Go through the data and copy every line exactly, but not the images.
++++
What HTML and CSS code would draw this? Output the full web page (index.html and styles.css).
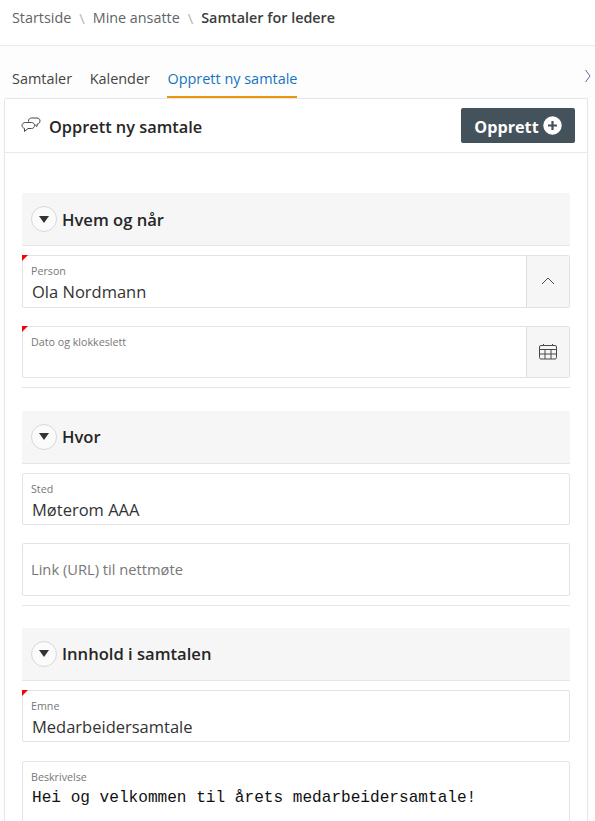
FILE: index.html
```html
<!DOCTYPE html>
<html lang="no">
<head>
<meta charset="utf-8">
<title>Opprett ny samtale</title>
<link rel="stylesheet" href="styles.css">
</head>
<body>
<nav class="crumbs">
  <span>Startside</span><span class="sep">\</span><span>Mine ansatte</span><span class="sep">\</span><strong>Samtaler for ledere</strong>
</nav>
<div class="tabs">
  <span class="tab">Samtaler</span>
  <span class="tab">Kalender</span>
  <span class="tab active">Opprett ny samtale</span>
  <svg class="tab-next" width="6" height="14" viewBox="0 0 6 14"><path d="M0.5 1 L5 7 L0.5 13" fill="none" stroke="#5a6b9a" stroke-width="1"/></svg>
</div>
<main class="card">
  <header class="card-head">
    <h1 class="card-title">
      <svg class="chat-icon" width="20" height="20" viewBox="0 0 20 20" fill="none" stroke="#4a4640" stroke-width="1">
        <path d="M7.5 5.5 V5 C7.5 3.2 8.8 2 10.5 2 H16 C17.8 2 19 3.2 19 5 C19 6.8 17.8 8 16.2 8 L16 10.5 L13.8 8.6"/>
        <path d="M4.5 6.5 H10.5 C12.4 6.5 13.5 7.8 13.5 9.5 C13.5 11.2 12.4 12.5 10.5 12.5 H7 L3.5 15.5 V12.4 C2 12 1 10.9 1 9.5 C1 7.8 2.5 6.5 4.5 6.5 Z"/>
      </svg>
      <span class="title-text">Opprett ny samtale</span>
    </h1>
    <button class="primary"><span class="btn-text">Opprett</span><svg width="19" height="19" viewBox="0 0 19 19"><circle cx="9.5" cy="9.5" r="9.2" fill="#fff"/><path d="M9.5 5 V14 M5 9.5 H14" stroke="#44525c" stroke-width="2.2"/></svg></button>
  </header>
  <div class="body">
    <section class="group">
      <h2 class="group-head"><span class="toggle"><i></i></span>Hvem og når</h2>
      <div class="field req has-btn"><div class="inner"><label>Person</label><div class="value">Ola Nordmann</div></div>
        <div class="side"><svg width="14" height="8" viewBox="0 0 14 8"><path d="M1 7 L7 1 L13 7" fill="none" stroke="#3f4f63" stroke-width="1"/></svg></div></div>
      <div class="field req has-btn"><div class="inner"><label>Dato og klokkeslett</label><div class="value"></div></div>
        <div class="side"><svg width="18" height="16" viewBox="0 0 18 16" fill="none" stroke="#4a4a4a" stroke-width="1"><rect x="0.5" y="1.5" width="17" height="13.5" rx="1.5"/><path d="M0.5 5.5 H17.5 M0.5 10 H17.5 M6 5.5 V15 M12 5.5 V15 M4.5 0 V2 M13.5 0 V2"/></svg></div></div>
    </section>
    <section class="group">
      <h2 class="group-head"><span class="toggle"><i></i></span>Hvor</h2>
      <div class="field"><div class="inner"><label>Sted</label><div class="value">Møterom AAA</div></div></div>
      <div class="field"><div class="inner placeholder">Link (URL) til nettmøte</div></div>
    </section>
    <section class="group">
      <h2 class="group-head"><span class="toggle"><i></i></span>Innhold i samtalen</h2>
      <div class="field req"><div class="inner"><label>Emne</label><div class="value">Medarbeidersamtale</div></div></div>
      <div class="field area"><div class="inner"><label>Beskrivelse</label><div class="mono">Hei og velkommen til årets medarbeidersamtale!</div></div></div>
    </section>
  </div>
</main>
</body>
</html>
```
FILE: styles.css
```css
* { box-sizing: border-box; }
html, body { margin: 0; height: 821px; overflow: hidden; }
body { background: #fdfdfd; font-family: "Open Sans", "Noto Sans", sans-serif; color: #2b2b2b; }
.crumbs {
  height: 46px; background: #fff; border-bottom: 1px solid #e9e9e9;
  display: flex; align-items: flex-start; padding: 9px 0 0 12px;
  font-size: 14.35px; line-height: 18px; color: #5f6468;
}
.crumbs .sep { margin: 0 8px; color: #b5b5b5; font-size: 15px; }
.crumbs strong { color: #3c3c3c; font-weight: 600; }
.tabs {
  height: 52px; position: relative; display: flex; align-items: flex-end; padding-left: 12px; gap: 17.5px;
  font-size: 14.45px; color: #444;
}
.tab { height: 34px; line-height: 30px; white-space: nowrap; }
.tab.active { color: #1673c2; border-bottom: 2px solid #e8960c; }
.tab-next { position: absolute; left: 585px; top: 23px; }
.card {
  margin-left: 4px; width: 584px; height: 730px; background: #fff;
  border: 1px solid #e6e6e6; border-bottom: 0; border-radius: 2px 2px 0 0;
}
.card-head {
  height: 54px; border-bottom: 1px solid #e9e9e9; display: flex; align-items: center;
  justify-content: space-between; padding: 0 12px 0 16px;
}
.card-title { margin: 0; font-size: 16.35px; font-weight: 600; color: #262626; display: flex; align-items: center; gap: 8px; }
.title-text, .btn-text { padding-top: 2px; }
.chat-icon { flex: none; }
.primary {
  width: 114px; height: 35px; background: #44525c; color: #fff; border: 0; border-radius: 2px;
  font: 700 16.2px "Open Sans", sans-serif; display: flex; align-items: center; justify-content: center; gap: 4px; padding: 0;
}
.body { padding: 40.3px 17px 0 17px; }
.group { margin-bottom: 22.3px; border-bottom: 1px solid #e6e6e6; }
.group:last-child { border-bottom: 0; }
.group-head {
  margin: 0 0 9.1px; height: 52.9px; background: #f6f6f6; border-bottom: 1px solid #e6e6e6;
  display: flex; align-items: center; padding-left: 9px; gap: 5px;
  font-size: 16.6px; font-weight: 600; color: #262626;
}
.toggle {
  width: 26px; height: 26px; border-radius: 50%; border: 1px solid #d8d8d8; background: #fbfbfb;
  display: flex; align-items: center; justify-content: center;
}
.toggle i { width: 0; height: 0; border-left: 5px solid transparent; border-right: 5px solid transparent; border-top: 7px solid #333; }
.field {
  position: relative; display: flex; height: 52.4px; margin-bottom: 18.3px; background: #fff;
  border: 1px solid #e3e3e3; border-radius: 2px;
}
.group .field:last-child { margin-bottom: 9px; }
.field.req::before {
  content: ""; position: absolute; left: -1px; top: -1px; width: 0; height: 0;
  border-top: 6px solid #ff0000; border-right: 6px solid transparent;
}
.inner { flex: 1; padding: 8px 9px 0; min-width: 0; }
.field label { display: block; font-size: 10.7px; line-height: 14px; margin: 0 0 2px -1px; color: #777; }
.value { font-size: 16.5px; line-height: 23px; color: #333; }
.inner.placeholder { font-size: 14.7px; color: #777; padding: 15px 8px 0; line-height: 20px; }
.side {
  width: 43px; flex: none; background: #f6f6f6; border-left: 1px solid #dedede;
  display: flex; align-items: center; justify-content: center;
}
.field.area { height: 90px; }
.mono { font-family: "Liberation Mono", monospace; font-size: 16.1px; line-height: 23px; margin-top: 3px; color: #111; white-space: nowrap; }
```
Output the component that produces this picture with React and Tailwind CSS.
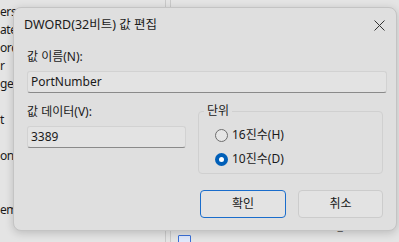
++++
Answer in full:
What HTML and CSS code would draw this? Output the full web page (index.html and styles.css).
FILE: index.html
```html
<!DOCTYPE html>
<html lang="no">
<head>
<meta charset="utf-8">
<title>Opprett ny samtale</title>
<link rel="stylesheet" href="styles.css">
</head>
<body>
<nav class="crumbs">
  <span>Startside</span><span class="sep">\</span><span>Mine ansatte</span><span class="sep">\</span><strong>Samtaler for ledere</strong>
</nav>
<div class="tabs">
  <span class="tab">Samtaler</span>
  <span class="tab">Kalender</span>
  <span class="tab active">Opprett ny samtale</span>
  <svg class="tab-next" width="6" height="14" viewBox="0 0 6 14"><path d="M0.5 1 L5 7 L0.5 13" fill="none" stroke="#5a6b9a" stroke-width="1"/></svg>
</div>
<main class="card">
  <header class="card-head">
    <h1 class="card-title">
      <svg class="chat-icon" width="20" height="20" viewBox="0 0 20 20" fill="none" stroke="#4a4640" stroke-width="1">
        <path d="M7.5 5.5 V5 C7.5 3.2 8.8 2 10.5 2 H16 C17.8 2 19 3.2 19 5 C19 6.8 17.8 8 16.2 8 L16 10.5 L13.8 8.6"/>
        <path d="M4.5 6.5 H10.5 C12.4 6.5 13.5 7.8 13.5 9.5 C13.5 11.2 12.4 12.5 10.5 12.5 H7 L3.5 15.5 V12.4 C2 12 1 10.9 1 9.5 C1 7.8 2.5 6.5 4.5 6.5 Z"/>
      </svg>
      <span class="title-text">Opprett ny samtale</span>
    </h1>
    <button class="primary"><span class="btn-text">Opprett</span><svg width="19" height="19" viewBox="0 0 19 19"><circle cx="9.5" cy="9.5" r="9.2" fill="#fff"/><path d="M9.5 5 V14 M5 9.5 H14" stroke="#44525c" stroke-width="2.2"/></svg></button>
  </header>
  <div class="body">
    <section class="group">
      <h2 class="group-head"><span class="toggle"><i></i></span>Hvem og når</h2>
      <div class="field req has-btn"><div class="inner"><label>Person</label><div class="value">Ola Nordmann</div></div>
        <div class="side"><svg width="14" height="8" viewBox="0 0 14 8"><path d="M1 7 L7 1 L13 7" fill="none" stroke="#3f4f63" stroke-width="1"/></svg></div></div>
      <div class="field req has-btn"><div class="inner"><label>Dato og klokkeslett</label><div class="value"></div></div>
        <div class="side"><svg width="18" height="16" viewBox="0 0 18 16" fill="none" stroke="#4a4a4a" stroke-width="1"><rect x="0.5" y="1.5" width="17" height="13.5" rx="1.5"/><path d="M0.5 5.5 H17.5 M0.5 10 H17.5 M6 5.5 V15 M12 5.5 V15 M4.5 0 V2 M13.5 0 V2"/></svg></div></div>
    </section>
    <section class="group">
      <h2 class="group-head"><span class="toggle"><i></i></span>Hvor</h2>
      <div class="field"><div class="inner"><label>Sted</label><div class="value">Møterom AAA</div></div></div>
      <div class="field"><div class="inner placeholder">Link (URL) til nettmøte</div></div>
    </section>
    <section class="group">
      <h2 class="group-head"><span class="toggle"><i></i></span>Innhold i samtalen</h2>
      <div class="field req"><div class="inner"><label>Emne</label><div class="value">Medarbeidersamtale</div></div></div>
      <div class="field area"><div class="inner"><label>Beskrivelse</label><div class="mono">Hei og velkommen til årets medarbeidersamtale!</div></div></div>
    </section>
  </div>
</main>
</body>
</html>
```
FILE: styles.css
```css
* { box-sizing: border-box; }
html, body { margin: 0; height: 821px; overflow: hidden; }
body { background: #fdfdfd; font-family: "Open Sans", "Noto Sans", sans-serif; color: #2b2b2b; }
.crumbs {
  height: 46px; background: #fff; border-bottom: 1px solid #e9e9e9;
  display: flex; align-items: flex-start; padding: 9px 0 0 12px;
  font-size: 14.35px; line-height: 18px; color: #5f6468;
}
.crumbs .sep { margin: 0 8px; color: #b5b5b5; font-size: 15px; }
.crumbs strong { color: #3c3c3c; font-weight: 600; }
.tabs {
  height: 52px; position: relative; display: flex; align-items: flex-end; padding-left: 12px; gap: 17.5px;
  font-size: 14.45px; color: #444;
}
.tab { height: 34px; line-height: 30px; white-space: nowrap; }
.tab.active { color: #1673c2; border-bottom: 2px solid #e8960c; }
.tab-next { position: absolute; left: 585px; top: 23px; }
.card {
  margin-left: 4px; width: 584px; height: 730px; background: #fff;
  border: 1px solid #e6e6e6; border-bottom: 0; border-radius: 2px 2px 0 0;
}
.card-head {
  height: 54px; border-bottom: 1px solid #e9e9e9; display: flex; align-items: center;
  justify-content: space-between; padding: 0 12px 0 16px;
}
.card-title { margin: 0; font-size: 16.35px; font-weight: 600; color: #262626; display: flex; align-items: center; gap: 8px; }
.title-text, .btn-text { padding-top: 2px; }
.chat-icon { flex: none; }
.primary {
  width: 114px; height: 35px; background: #44525c; color: #fff; border: 0; border-radius: 2px;
  font: 700 16.2px "Open Sans", sans-serif; display: flex; align-items: center; justify-content: center; gap: 4px; padding: 0;
}
.body { padding: 40.3px 17px 0 17px; }
.group { margin-bottom: 22.3px; border-bottom: 1px solid #e6e6e6; }
.group:last-child { border-bottom: 0; }
.group-head {
  margin: 0 0 9.1px; height: 52.9px; background: #f6f6f6; border-bottom: 1px solid #e6e6e6;
  display: flex; align-items: center; padding-left: 9px; gap: 5px;
  font-size: 16.6px; font-weight: 600; color: #262626;
}
.toggle {
  width: 26px; height: 26px; border-radius: 50%; border: 1px solid #d8d8d8; background: #fbfbfb;
  display: flex; align-items: center; justify-content: center;
}
.toggle i { width: 0; height: 0; border-left: 5px solid transparent; border-right: 5px solid transparent; border-top: 7px solid #333; }
.field {
  position: relative; display: flex; height: 52.4px; margin-bottom: 18.3px; background: #fff;
  border: 1px solid #e3e3e3; border-radius: 2px;
}
.group .field:last-child { margin-bottom: 9px; }
.field.req::before {
  content: ""; position: absolute; left: -1px; top: -1px; width: 0; height: 0;
  border-top: 6px solid #ff0000; border-right: 6px solid transparent;
}
.inner { flex: 1; padding: 8px 9px 0; min-width: 0; }
.field label { display: block; font-size: 10.7px; line-height: 14px; margin: 0 0 2px -1px; color: #777; }
.value { font-size: 16.5px; line-height: 23px; color: #333; }
.inner.placeholder { font-size: 14.7px; color: #777; padding: 15px 8px 0; line-height: 20px; }
.side {
  width: 43px; flex: none; background: #f6f6f6; border-left: 1px solid #dedede;
  display: flex; align-items: center; justify-content: center;
}
.field.area { height: 90px; }
.mono { font-family: "Liberation Mono", monospace; font-size: 16.1px; line-height: 23px; margin-top: 3px; color: #111; white-space: nowrap; }
```
Output the component that produces this picture with React and Tailwind CSS.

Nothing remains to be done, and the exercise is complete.